Glad to hear that vanilla 2.6.17 worked for you with Centos, you should consider
using Fedora.  I am closing out this request as resolved in currentrelease, as
it seems that RHEL5 will work properly based on your input.

Comment 3 Zenon Panoussis 2006-10-02 09:21:42 UTC
Ehum, FC6 does not exist yet, but there's a kernel nicknamed "fc6" at
ftp://download.fedora.redhat.com/pub/fedora/linux/core/development/x86_64/os/Fedora/RPMS/kernel-2.6.18-1.2708.fc6.x86_64.rpm
. It won't install on RHEL4 (clone) due to a pile of unsatisfied dependencies. I
installed it anyway with --nodeps and it booted OK and could see both cores.
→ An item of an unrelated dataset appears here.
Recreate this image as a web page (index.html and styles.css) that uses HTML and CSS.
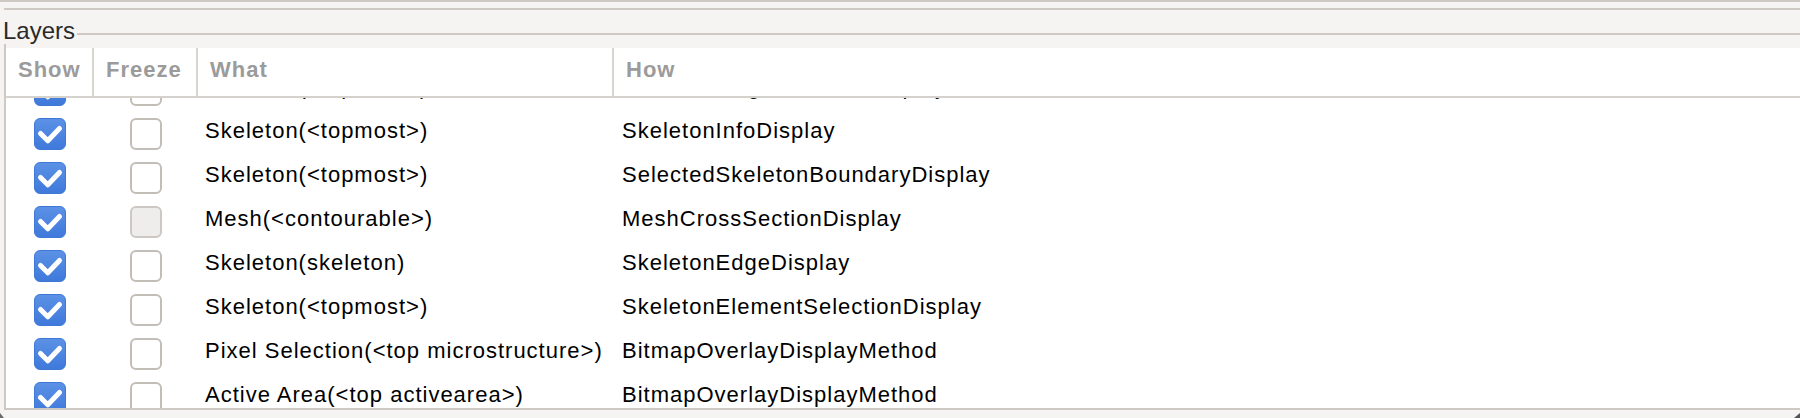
FILE: index.html
```html
<!DOCTYPE html>
<html>
<head>
<meta charset="utf-8">
<link rel="stylesheet" href="styles.css">
</head>
<body>
<div class="rule rule-top"></div>
<div class="rule rule-second"></div>
<div class="title-row">
  <span class="legend">Layers</span>
  <div class="title-line"></div>
</div>
<div class="frame">
  <div class="table">
    <div class="thead">
      <div class="th">Show</div>
      <div class="th sep">Freeze</div>
      <div class="th sep">What</div>
      <div class="th sep">How</div>
    </div>
    <div class="tbody">
      <div class="rows">
        <div class="row">
          <div class="cell cb-cell"><span class="cb on"><svg viewBox="0 0 30 30"><path d="M5.5 14.5 L12.8 21.8 L24.5 9.5"/></svg></span></div>
          <div class="cell cb-cell"><span class="cb"></span></div>
          <div class="cell txt">Skeleton(&lt;topmost&gt;)</div>
          <div class="cell txt how">SkeletonIllegalElementDisplay</div>
        </div>
        <div class="row">
          <div class="cell cb-cell"><span class="cb on"><svg viewBox="0 0 30 30"><path d="M5.5 14.5 L12.8 21.8 L24.5 9.5"/></svg></span></div>
          <div class="cell cb-cell"><span class="cb"></span></div>
          <div class="cell txt">Skeleton(&lt;topmost&gt;)</div>
          <div class="cell txt how">SkeletonInfoDisplay</div>
        </div>
        <div class="row">
          <div class="cell cb-cell"><span class="cb on"><svg viewBox="0 0 30 30"><path d="M5.5 14.5 L12.8 21.8 L24.5 9.5"/></svg></span></div>
          <div class="cell cb-cell"><span class="cb"></span></div>
          <div class="cell txt">Skeleton(&lt;topmost&gt;)</div>
          <div class="cell txt how">SelectedSkeletonBoundaryDisplay</div>
        </div>
        <div class="row">
          <div class="cell cb-cell"><span class="cb on"><svg viewBox="0 0 30 30"><path d="M5.5 14.5 L12.8 21.8 L24.5 9.5"/></svg></span></div>
          <div class="cell cb-cell"><span class="cb disabled"></span></div>
          <div class="cell txt">Mesh(&lt;contourable&gt;)</div>
          <div class="cell txt how">MeshCrossSectionDisplay</div>
        </div>
        <div class="row">
          <div class="cell cb-cell"><span class="cb on"><svg viewBox="0 0 30 30"><path d="M5.5 14.5 L12.8 21.8 L24.5 9.5"/></svg></span></div>
          <div class="cell cb-cell"><span class="cb"></span></div>
          <div class="cell txt">Skeleton(skeleton)</div>
          <div class="cell txt how">SkeletonEdgeDisplay</div>
        </div>
        <div class="row">
          <div class="cell cb-cell"><span class="cb on"><svg viewBox="0 0 30 30"><path d="M5.5 14.5 L12.8 21.8 L24.5 9.5"/></svg></span></div>
          <div class="cell cb-cell"><span class="cb"></span></div>
          <div class="cell txt">Skeleton(&lt;topmost&gt;)</div>
          <div class="cell txt how">SkeletonElementSelectionDisplay</div>
        </div>
        <div class="row">
          <div class="cell cb-cell"><span class="cb on"><svg viewBox="0 0 30 30"><path d="M5.5 14.5 L12.8 21.8 L24.5 9.5"/></svg></span></div>
          <div class="cell cb-cell"><span class="cb"></span></div>
          <div class="cell txt">Pixel Selection(&lt;top microstructure&gt;)</div>
          <div class="cell txt how">BitmapOverlayDisplayMethod</div>
        </div>
        <div class="row">
          <div class="cell cb-cell"><span class="cb on"><svg viewBox="0 0 30 30"><path d="M5.5 14.5 L12.8 21.8 L24.5 9.5"/></svg></span></div>
          <div class="cell cb-cell"><span class="cb"></span></div>
          <div class="cell txt">Active Area(&lt;top activearea&gt;)</div>
          <div class="cell txt how">BitmapOverlayDisplayMethod</div>
        </div>
      </div>
    </div>
  </div>
</div>
<div class="grip grip-left"></div>
<div class="grip grip-right"></div>
</body>
</html>
```
FILE: styles.css
```css
html, body {
  margin: 0;
  padding: 0;
}
body {
  width: 1800px;
  height: 418px;
  overflow: hidden;
  background: #f5f4f2;
  font-family: "Liberation Sans", Arial, sans-serif;
  font-size: 22px;
  letter-spacing: 1px;
  color: #000;
  position: relative;
}
.rule {
  height: 2px;
  background: #cfc9c4;
}
.rule-second {
  margin-top: 6px;
  margin-left: 4px;
}
.title-row {
  display: flex;
  align-items: flex-start;
  height: 34px;
}
.legend {
  margin-top: 7px;
  padding-left: 3px;
  font-size: 24px;
  letter-spacing: 0;
  line-height: 28px;
  color: #2a2a2a;
  white-space: nowrap;
}
.title-line {
  flex: 1;
  height: 2px;
  margin-top: 23px;
  margin-left: 2px;
  background: #cfc9c4;
}
.frame {
  margin-left: 4px;
  border-left: 2px solid #cfc9c4;
  border-bottom: 2px solid #cfc9c4;
  padding-top: 4px;
}
.table {
  background: #fff;
}
.thead {
  display: grid;
  grid-template-columns: 86px 104px 416px 1fr;
  height: 48px;
  border-bottom: 2px solid #d5d1cc;
}
.th {
  padding-left: 12px;
  font-weight: bold;
  color: #9b9b9b;
  line-height: 44px;
  height: 48px;
  white-space: nowrap;
}
.th.sep {
  border-left: 2px solid #d8d4cf;
}
.tbody {
  height: 310px;
  overflow: hidden;
}
.rows {
  margin-top: -30px;
}
.row {
  display: grid;
  grid-template-columns: 86px 104px 416px 1fr;
  height: 44px;
}
.cell {
  height: 44px;
  box-sizing: border-box;
}
.cb-cell {
  display: flex;
  align-items: center;
  justify-content: center;
}
.row .cb-cell:first-child {
  padding-left: 2px;
}
.row .cb-cell:nth-child(2) {
  padding-left: 4px;
}
.txt {
  padding-left: 9px;
  line-height: 37px;
  padding-bottom: 7px;
  white-space: nowrap;
}
.txt.how {
  padding-left: 10px;
}
.cb {
  width: 32px;
  height: 32px;
  box-sizing: border-box;
  border-radius: 6px;
  border: 2px solid #c3bdb8;
  background: #fff;
  display: block;
}
.cb.disabled {
  background: #efedeb;
  border-color: #cdc8c3;
}
.cb.on {
  border: 1px solid #3f78d6;
  background: linear-gradient(#5b92e6, #3f79da);
}
.cb svg {
  width: 30px;
  height: 30px;
  display: block;
}
.cb svg path {
  fill: none;
  stroke: #fff;
  stroke-width: 5;
  stroke-linecap: round;
  stroke-linejoin: round;
}
.grip {
  position: absolute;
  bottom: 0;
  width: 0;
  height: 0;
}
.grip-left {
  left: 0;
  border-top: 5px solid transparent;
  border-left: 4px solid #6a6a6a;
}
.grip-right {
  right: 0;
  border-bottom: 5px solid #555;
  border-left: 6px solid transparent;
}
```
If
RHEL5 is based on this, the problem will be gone in RHEL5. 

However, RHEL4 has many years of life ahead and many Intel 946GZIS boards will
be sold in those years, also to people who can't upgrade to RHEL5. Therefore,
IMO, this bug should stay open for RHEL4 until either a kernel upgrade or a
backport fix it for this distro too. 

As for considering Fedora, I think that for most people who use RHEL, cloned or
not, Fedora is not an option. Its fast release cycles, short life span and
bleeding-edge tech simply don't match a conservative and prudent admin's
requirements in a high-demand environment. I think you should consider this when
you decide whether or not to fix the RHEL4 kernel for the 946GZIS.